Charles Soule is a talented writer. I’m going to trust that he has a plan to unfold. So I won’t escape this one for now.
Books of Magic #1
Kat Howard, Tom Fowler, Jordan Boyd have created a worthy successor to the Neil Gaiman masterpiece of the 1990’s. Of course, John Bolton’s work was featured in that earlier version, so it’s high praise and in good company.
You know, Tim Hunter wasn’t really supposed to be a permanent character to the DC universe. Patterned after John Bolton’s son, he was a character in a one-shot story that sort of took on a life of its own. But it was very successful and caught the imagination and fancy of many of those comic readers, like me, that were looking for a sense of escapism.
What would your response be if someone gave you a choice of knowing about magic or simply living a mundane life?
I don’t know about you but I’d be all over that with cheese sauce.
We get the same sense of fantasy in this book. It’s a return to that world that Tim is denied for some reason. He can’t access the magic he was introduced to and it’s causing anxiety to no end. Coupled with the death of his mother, our young Tim isn’t enjoying the quality of life he used to. There’s room for a mentor role in the story and we see that role fulfilled by the mysterious Miss Rose.

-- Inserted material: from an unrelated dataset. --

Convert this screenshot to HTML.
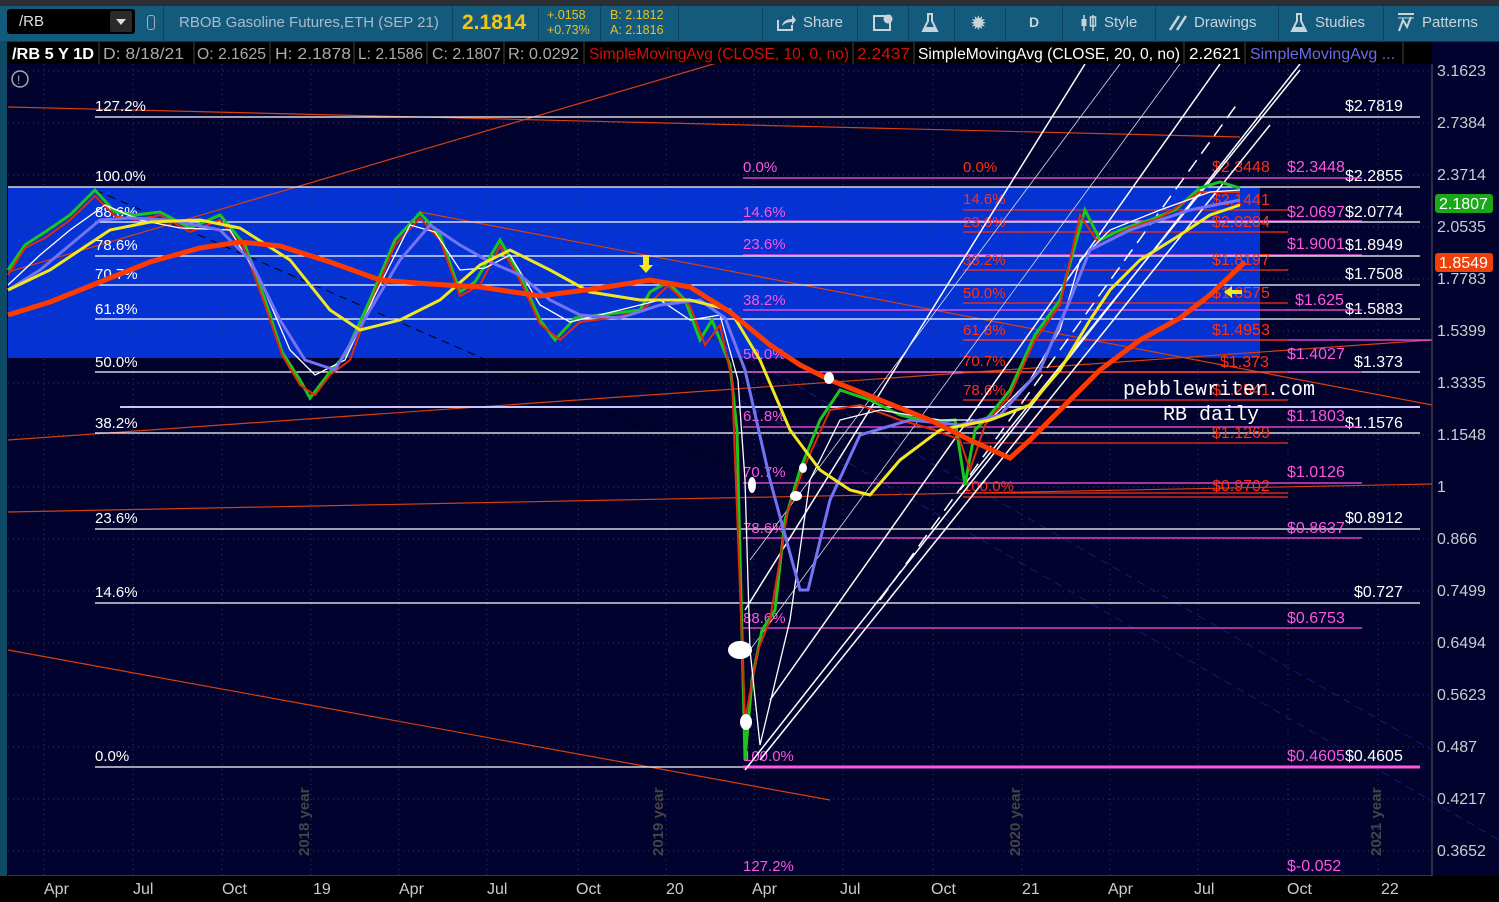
<!DOCTYPE html>
<html><head><meta charset="utf-8"><style>
html,body{margin:0;padding:0;background:#02022e;width:1499px;height:902px;overflow:hidden}
body{font-family:"Liberation Sans Narrow","Liberation Sans",sans-serif;position:relative}
.top{position:absolute;left:0;top:0;width:1499px;height:6px;background:#2b2f33}
.tb{position:absolute;left:0;top:6px;width:1499px;height:35px;background:#145a7c;border-bottom:1px solid #0c3a52}
.sym{position:absolute;left:7px;top:3px;width:128px;height:25px;background:#000;border-radius:3px;color:#ddd;font-size:15px;line-height:25px;padding-left:12px;box-sizing:border-box}
.sym .dd{position:absolute;right:3px;top:2px;width:22px;height:21px;background:#2a2a2a;border-radius:2px}
.sym .dd:after{content:"";position:absolute;left:6px;top:8px;border-left:5px solid transparent;border-right:5px solid transparent;border-top:6px solid #ddd}
.t{position:absolute;color:#a9bcc8;font-size:15px;top:8px}
.sep{position:absolute;top:0;width:1px;height:35px;background:#0e4461}
</style></head><body>
<div class="top"></div>
<div class="tb">
 <div class="sym">/RB<div class="dd"></div></div>
 <div style="position:absolute;left:147px;top:9px;width:6px;height:13px;border:1.5px solid #aab;border-radius:3px"></div>
 <div class="sep" style="left:163px"></div>
 <div class="t" style="left:179px">RBOB Gasoline Futures,ETH (SEP 21)</div>
 <div class="sep" style="left:452px"></div>
 <div class="t" style="left:462px;top:5px;color:#f3c614;font-size:21px;font-weight:bold">2.1814</div>
 <div class="sep" style="left:538px"></div>
 <div class="t" style="left:547px;top:2px;color:#e8c020;font-size:12.5px;line-height:15px">+.0158<br>+0.73%</div>
 <div class="sep" style="left:600px"></div>
 <div class="t" style="left:610px;top:2px;color:#e8c020;font-size:12.5px;line-height:15px">B: 2.1812<br>A: 2.1816</div>
 <div class="sep" style="left:678px"></div>
 <div class="sep" style="left:762px"></div>
 <svg style="position:absolute;left:776px;top:8px" width="20" height="18"><path d="M2 6v10h14v-5" stroke="#c8d4dc" stroke-width="2" fill="none"/><path d="M6 12c1-5 5-7 10-7V1l4 5-4 5V8c-4 0-7 1-10 4z" fill="#c8d4dc"/></svg>
 <div class="t" style="left:803px;color:#c8d4dc">Share</div>
 <div class="sep" style="left:857px"></div>
 <svg style="position:absolute;left:872px;top:8px" width="22" height="18"><rect x="2" y="2" width="16" height="14" stroke="#c8d4dc" stroke-width="2" fill="none"/><circle cx="16" cy="5" r="4.5" fill="#c8d4dc"/></svg>
 <div class="sep" style="left:908px"></div>
 <svg style="position:absolute;left:921px;top:6px" width="18" height="22"><path d="M6 2h6M7 2v7L2 19h14L11 9V2" stroke="#c8d4dc" stroke-width="2" fill="none"/><path d="M4 15h10l2 4H2z" fill="#c8d4dc"/></svg>
 <div class="sep" style="left:954px"></div>
 <div class="t" style="left:970px;top:5px;color:#c8d4dc;font-size:20px">✹</div>
 <div class="sep" style="left:1005px"></div>
 <div class="t" style="left:1029px;color:#c8d4dc;font-weight:bold;font-size:14px">D</div>
 <div class="sep" style="left:1062px"></div>
 <svg style="position:absolute;left:1079px;top:7px" width="20" height="20"><path d="M5 2v16M14 2v16" stroke="#c8d4dc" stroke-width="1.5"/><rect x="2.5" y="6" width="5" height="7" fill="#c8d4dc"/><rect x="11.5" y="4" width="5" height="9" fill="none" stroke="#c8d4dc" stroke-width="1.5"/></svg>
 <div class="t" style="left:1104px;color:#c8d4dc">Style</div>
 <div class="sep" style="left:1155px"></div>
 <svg style="position:absolute;left:1168px;top:8px" width="20" height="18"><path d="M2 16L11 2M9 16L18 2" stroke="#c8d4dc" stroke-width="2.5"/></svg>
 <div class="t" style="left:1194px;color:#c8d4dc">Drawings</div>
 <div class="sep" style="left:1278px"></div>
 <svg style="position:absolute;left:1290px;top:6px" width="18" height="22"><path d="M6 2h6M7 2v7L2 19h14L11 9V2" stroke="#c8d4dc" stroke-width="2" fill="none"/><path d="M4 15h10l2 4H2z" fill="#c8d4dc"/></svg>
 <div class="t" style="left:1315px;color:#c8d4dc">Studies</div>
 <div class="sep" style="left:1383px"></div>
 <svg style="position:absolute;left:1396px;top:6px" width="20" height="22"><path d="M2 2h16M3 19L7 8l4 7 4-10" stroke="#c8d4dc" stroke-width="2" fill="none"/><path d="M2 6h16" stroke="#c8d4dc" stroke-width="1"/></svg>
 <div class="t" style="left:1422px;color:#c8d4dc">Patterns</div>
</div>
<div style="position:absolute;left:0;top:41px;width:7px;height:861px;background:#0f4a66"></div>
<svg style="position:absolute;left:0;top:42px" width="1499" height="22" font-family="Liberation Sans, sans-serif" font-size="16">
<rect x="8" y="0" width="1424" height="22" fill="#000"/>
<g stroke="#444"><path d="M99 0V22M194 0V22M270 0V22M354 0V22M427 0V22M504 0V22M584 0V22M853 0V22M914 0V22M1184 0V22M1245 0V22M1403 0V22"/></g>
<g fill="#aaa">
<text x="12" y="17" fill="#fff" font-weight="bold" textLength="82" lengthAdjust="spacingAndGlyphs">/RB 5 Y 1D</text>
<text x="103" y="17" textLength="81" lengthAdjust="spacingAndGlyphs">D: 8/18/21</text>
<text x="197" y="17" textLength="69" lengthAdjust="spacingAndGlyphs">O: 2.1625</text>
<text x="275" y="17" textLength="76" lengthAdjust="spacingAndGlyphs">H: 2.1878</text>
<text x="358" y="17" textLength="65" lengthAdjust="spacingAndGlyphs">L: 2.1586</text>
<text x="432" y="17" textLength="69" lengthAdjust="spacingAndGlyphs">C: 2.1807</text>
<text x="508" y="17" textLength="71" lengthAdjust="spacingAndGlyphs">R: 0.0292</text>
<text x="589" y="17" fill="#d01010" textLength="260" lengthAdjust="spacingAndGlyphs">SimpleMovingAvg (CLOSE, 10, 0, no)</text>
<text x="857" y="17" fill="#d01010" textLength="53" lengthAdjust="spacingAndGlyphs">2.2437</text>
<text x="918" y="17" fill="#fff" textLength="262" lengthAdjust="spacingAndGlyphs">SimpleMovingAvg (CLOSE, 20, 0, no)</text>
<text x="1189" y="17" fill="#fff" textLength="52" lengthAdjust="spacingAndGlyphs">2.2621</text>
<text x="1250" y="17" fill="#6a6af0" textLength="145" lengthAdjust="spacingAndGlyphs">SimpleMovingAvg ...</text>
</g></svg>
<svg style="position:absolute;left:0;top:64px" width="1499" height="838" viewBox="0 64 1499 838" font-family="Liberation Sans Narrow, Liberation Sans, sans-serif" font-size="15">
<rect x="8" y="64" width="1424" height="812" fill="#02022e"/>
<rect x="8" y="187" width="1252" height="171" fill="#0532d2"/>
<g stroke="#3a3a5a" stroke-dasharray="1,4">
<path d="M8 71H1432M8 123H1432M8 175H1432M8 227H1432M8 279H1432M8 331H1432M8 383H1432M8 435H1432M8 487H1432M8 539H1432M8 591H1432M8 643H1432M8 695H1432M8 747H1432M8 799H1432M8 851H1432"/>
<path d="M44 64V876M133 64V876M222 64V876M311 64V876M399 64V876M487 64V876M578 64V876M666 64V876M754 64V876M843 64V876M933 64V876M1022 64V876M1110 64V876M1198 64V876M1288 64V876M1378 64V876"/>
</g>
<g fill="#444" font-size="15" font-weight="bold"><text transform="translate(309,856) rotate(-90)">2018 year</text><text transform="translate(663,856) rotate(-90)">2019 year</text><text transform="translate(1020,856) rotate(-90)">2020 year</text><text transform="translate(1381,856) rotate(-90)">2021 year</text></g>
<circle cx="20" cy="79" r="8" fill="none" stroke="#aaa" stroke-width="1.5"/><text x="17" y="84" fill="#aaa" font-size="12">!</text>
<g stroke="#d8400c" stroke-width="1.2" fill="none">
<path d="M8 107L1240 137"/><path d="M8 272L720 62"/><path d="M8 440L1432 340"/><path d="M8 512L1432 484"/><path d="M8 650L830 800"/><path d="M420 212L1432 405"/>
</g>
<path d="M95 190L740 470" stroke="#000" stroke-dasharray="8,6"/>
<path d="M700 330L1432 750" stroke="#1a1a70" stroke-dasharray="8,6"/>
<path d="M740 400L1499 840" stroke="#1a1a70" stroke-dasharray="8,6"/>
<g stroke="#fff" stroke-width="1.2">
<path d="M95 117H1420M8 187H1420M95 222H1420M95 256H1420M95 285H1420M95 319H1420M95 372H1420M95 433H1420M95 529H1420M95 603H1420M95 767H1420"/></g>
<path d="M120 407H1420" stroke="#c8c8ff" stroke-width="2"/>
<g fill="#fff" font-size="15"><text x="95" y="111">127.2%</text><text x="95" y="181">100.0%</text><text x="95" y="217">88.6%</text><text x="95" y="250">78.6%</text><text x="95" y="279">70.7%</text><text x="95" y="314">61.8%</text><text x="95" y="367">50.0%</text><text x="95" y="428">38.2%</text><text x="95" y="523">23.6%</text><text x="95" y="597">14.6%</text><text x="95" y="761">0.0%</text>
<g font-size="16"><text x="1345" y="111">$2.7819</text><text x="1345" y="181">$2.2855</text><text x="1345" y="217">$2.0774</text><text x="1345" y="250">$1.8949</text><text x="1345" y="279">$1.7508</text><text x="1345" y="314">$1.5883</text><text x="1354" y="367">$1.373</text><text x="1345" y="428">$1.1576</text><text x="1345" y="523">$0.8912</text><text x="1354" y="597">$0.727</text><text x="1345" y="761">$0.4605</text></g></g>
<g stroke="#ff55e0" stroke-width="1.2"><path d="M743 178H1362M743 221H1362M743 255H1362M743 310H1362M743 372H1362M743 427H1362M743 483H1362M743 538H1362M743 628H1362M963 340H1432"/><path d="M743 767H1420" stroke-width="3"/></g>
<g fill="#ff55e0" font-size="15"><text x="743" y="172">0.0%</text><text x="743" y="217">14.6%</text><text x="743" y="249">23.6%</text><text x="743" y="305">38.2%</text><text x="743" y="359">50.0%</text><text x="743" y="421">61.8%</text><text x="743" y="477">70.7%</text><text x="743" y="533">78.6%</text><text x="743" y="623">88.6%</text><text x="743" y="761">100.0%</text><text x="743" y="871">127.2%</text>
<g font-size="16"><text x="1287" y="172">$2.3448</text><text x="1287" y="217">$2.0697</text><text x="1295" y="305">$1.625</text><text x="1287" y="249">$1.9001</text><text x="1287" y="359">$1.4027</text><text x="1287" y="421">$1.1803</text><text x="1287" y="477">$1.0126</text><text x="1287" y="533">$0.8637</text><text x="1287" y="623">$0.6753</text><text x="1287" y="761">$0.4605</text><text x="1287" y="871">$-0.052</text></g></g>
<g stroke="#ff3010" stroke-width="1.2"><path d="M963 210H1288M963 232H1288M963 270H1288M963 303H1288M963 340H1288M963 372H1288M963 400H1288M963 443H1288M963 493H1288M963 497H1288"/></g>
<g fill="#ff3010" font-size="15"><text x="963" y="172">0.0%</text><text x="963" y="204">14.6%</text><text x="963" y="227">23.6%</text><text x="963" y="265">38.2%</text><text x="963" y="298">50.0%</text><text x="963" y="335">61.8%</text><text x="963" y="366">70.7%</text><text x="963" y="395">78.6%</text><text x="963" y="491">100.0%</text>
<g font-size="16"><text x="1212" y="172">$2.3448</text><text x="1212" y="205">$2.1441</text><text x="1212" y="227">$2.0204</text><text x="1212" y="265">$1.8197</text><text x="1212" y="298">$1.6575</text><text x="1212" y="335">$1.4953</text><text x="1220" y="367">$1.373</text><text x="1212" y="395">$1.2541</text><text x="1212" y="438">$1.1269</text><text x="1212" y="491">$0.9702</text></g></g>
<g stroke="#fff" stroke-width="1.5" fill="none">
<path d="M745 770L1300 64"/><path d="M770 700L1220 64"/><path d="M880 600L1240 100" stroke-dasharray="14,8"/><path d="M745 610L1085 64"/><path d="M760 760L1270 125"/><path d="M960 490L1300 70"/>
</g>
<g stroke="#ddd" stroke-width="0.8"><path d="M750 650L1180 64"/><path d="M750 560L1120 64"/></g>
<polyline fill="none" stroke="#1cc41c" stroke-width="3" points="8,270 25,245 45,232 70,215 95,190 115,212 135,215 160,212 190,228 220,215 245,245 265,300 282,352 300,380 310,398 330,372 345,355 370,300 395,240 420,213 440,235 460,292 475,282 500,240 520,275 540,320 555,340 575,318 600,315 640,310 650,292 668,282 685,300 700,340 712,320 730,365 737,430 745,760 752,680 762,630 775,610 785,520 800,470 820,420 840,390 870,400 900,415 930,422 955,420 965,485 975,430 990,415 1010,390 1035,335 1060,300 1075,245 1085,210 1100,240 1120,230 1150,220 1175,210 1200,188 1220,182 1240,188"/>
<polyline fill="none" stroke="#e02a0a" stroke-width="2" points="8,275 25,248 45,238 70,220 95,196 115,216 135,220 160,215 190,232 220,220 245,250 265,305 282,355 300,385 315,395 330,375 350,360 370,305 395,245 420,218 440,240 460,296 480,285 500,246 520,280 540,324 560,340 580,322 610,318 640,312 668,286 690,306 705,345 720,325 732,380 745,720 758,650 770,620 788,510 805,465 830,410 860,405 900,420 935,430 960,440 970,470 985,425 1010,395 1035,340 1060,305 1080,215 1100,245 1130,228 1160,218 1200,192 1240,192"/>
<polyline fill="none" stroke="#fff" stroke-width="1.3" points="8,285 40,255 70,230 105,205 140,220 180,228 230,230 260,280 290,350 315,375 345,360 375,295 410,225 435,232 460,270 485,268 510,255 540,305 570,322 620,310 660,300 690,320 720,315 738,380 745,480 750,650 760,745 790,620 810,480 840,420 880,410 940,420 990,420 1030,380 1060,330 1080,260 1110,230 1160,210 1210,192 1240,190"/>
<polyline fill="none" stroke="#7373f5" stroke-width="3" points="8,290 40,270 70,245 100,220 130,218 170,220 220,230 250,260 280,320 305,360 335,370 370,310 400,260 430,225 460,245 490,262 520,275 550,300 580,315 620,318 660,305 700,300 725,318 745,370 770,480 800,590 808,590 830,500 860,435 910,420 960,425 1000,415 1040,370 1070,300 1090,250 1130,230 1190,210 1240,200"/>
<polyline fill="none" stroke="#f2e820" stroke-width="3" points="8,290 50,270 80,250 110,230 150,222 200,220 240,228 290,260 330,310 360,330 400,320 440,300 480,265 510,250 550,270 590,292 640,300 690,300 730,310 760,360 790,430 820,470 850,490 870,495 900,460 940,430 990,420 1030,405 1060,370 1090,320 1110,290 1140,260 1180,235 1210,215 1240,205"/>
<polyline fill="none" stroke="#ff3a00" stroke-width="5" points="8,315 50,302 100,282 150,262 200,248 240,242 280,246 330,262 380,280 430,284 480,287 540,296 600,288 650,280 690,287 730,312 770,345 800,365 830,380 880,400 930,420 970,440 1010,458 1030,440 1060,410 1100,370 1140,340 1180,318 1210,295 1245,262"/>
<g fill="#fff"><ellipse cx="740" cy="650" rx="12" ry="9"/><ellipse cx="746" cy="722" rx="6" ry="8"/><ellipse cx="752" cy="485" rx="4" ry="8"/><ellipse cx="796" cy="496" rx="6" ry="5"/><ellipse cx="829" cy="378" rx="5" ry="6"/><ellipse cx="803" cy="468" rx="4" ry="5"/></g>
<path d="M643 255v10h-4l7 8 7-8h-4v-10z" fill="#f2e820"/>
<path d="M1242 290h-10v-4l-8 6 8 6v-4h10z" fill="#f2e820"/>
<g fill="#fff" font-family="Liberation Mono, monospace" font-size="20"><text x="1123" y="395">pebblewriter.com</text><text x="1163" y="420">RB daily</text></g>
<path d="M1432 64V876" stroke="#555"/>
<path d="M8 876H1432" stroke="#666"/>
<rect x="0" y="876" width="1499" height="26" fill="#000"/>
<g fill="#ccc" font-size="16"><text x="1437" y="76">3.1623</text><text x="1437" y="128">2.7384</text><text x="1437" y="180">2.3714</text><text x="1437" y="232">2.0535</text><text x="1437" y="284">1.7783</text><text x="1437" y="336">1.5399</text><text x="1437" y="388">1.3335</text><text x="1437" y="440">1.1548</text><text x="1437" y="492">1</text><text x="1437" y="544">0.866</text><text x="1437" y="596">0.7499</text><text x="1437" y="648">0.6494</text><text x="1437" y="700">0.5623</text><text x="1437" y="752">0.487</text><text x="1437" y="804">0.4217</text><text x="1437" y="856">0.3652</text></g>
<rect x="1435" y="194" width="58" height="19" rx="3" fill="#1aa81a"/><text x="1439" y="209" fill="#fff" font-size="16">2.1807</text>
<rect x="1435" y="253" width="58" height="19" rx="3" fill="#f0400a"/><text x="1439" y="268" fill="#fff" font-size="16">1.8549</text>
<g fill="#ccc" font-size="16"><text x="44" y="894">Apr</text><text x="133" y="894">Jul</text><text x="222" y="894">Oct</text><text x="313" y="894">19</text><text x="399" y="894">Apr</text><text x="487" y="894">Jul</text><text x="576" y="894">Oct</text><text x="666" y="894">20</text><text x="752" y="894">Apr</text><text x="840" y="894">Jul</text><text x="931" y="894">Oct</text><text x="1022" y="894">21</text><text x="1108" y="894">Apr</text><text x="1194" y="894">Jul</text><text x="1287" y="894">Oct</text><text x="1381" y="894">22</text></g>
</svg>
</body></html>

This book gave me everything I wanted: a troubled kid with a protective teacher on the threshold of a potentially great yet terrifying adventure to come. It’s a great introduction to this aspect of the Sandman Universe stories that DC is releasing and a book worthy of escape!
Of course, for me though, the pick of the week has to go to Kat Howard, Tom Fowler and Jordan Boyd for bringing this blast from the past back to me to rediscover and get lost in.
I always loved deep fantasy tales. Even to this day, I can’t wander through Universal’s Wizarding World of Harry Potter without getting shivers down my spine. It’s a place of wonder that was brought to me by a much-loved story. It’s this genre of literature that gives me shelter from the rigours and hassles of the regular, mundane world.
Like Tim, I want to be immersed in magic. Fantasy author, Piers Anthony, used to say: “with magic, all things are possible” and that applies to telling stories about them. Tim’s journey holds the promise of a wonderful adventure and these few pages are where I’d like to start this escape.
If you feel the need to escape too, perhaps this is the place to start?